Effect of Cracks on Thermal Shock Behavior of Plasma-Sprayed Thick Thermal Barrier Coatings

Only a few of the numerous studies on plasma-sprayed thick thermal barrier coatings (TTBCs) have focused on the relationship between the thermal shock resistance of the TTBCs and cracks in the ceramic coating. In this study, three types of TTBCs (a traditional coating, nanostructured coating, and segmentation-cracked coating) with different intrinsic cracks were deposited via atmospheric plasma spraying (APS). To analyze the failure mechanism of these thick coatings, the correlations among the phase composition, microstructure, grain growth behaviors, mechanical properties, and stress distribution were investigated using scanning electron microscope, X-ray diffraction, electron back-scattered diffraction, Raman spectroscope and Vickers hardness tester.

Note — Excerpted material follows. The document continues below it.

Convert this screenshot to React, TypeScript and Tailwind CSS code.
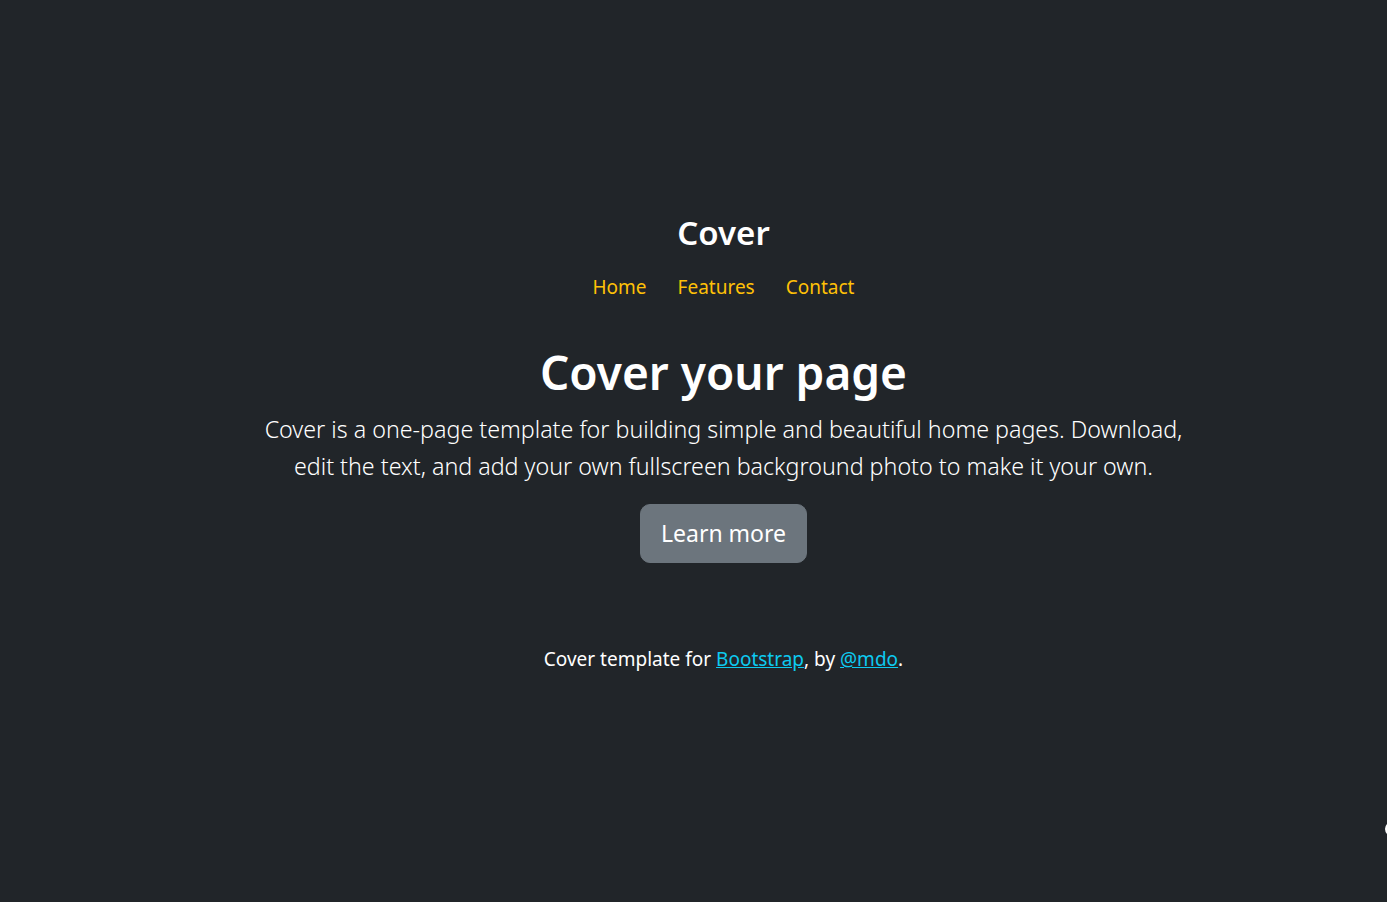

The results showed that numerous newly generated vertical cracks in the underlying part of the ceramic topcoat of a TTBC contributed to the release of the accumulated residual stress, thereby improving the thermal shock resistance. The failure mechanism of TTBCs deposited using APS was most likely dominated by residual stresses generated as a result of the thermal expansion mismatch originating from adjacent parts such as the substrate and bond coat, and the bond coat and topcoat. This led to the initiation and propagation of cracks, and finally the peeling of the thick coating.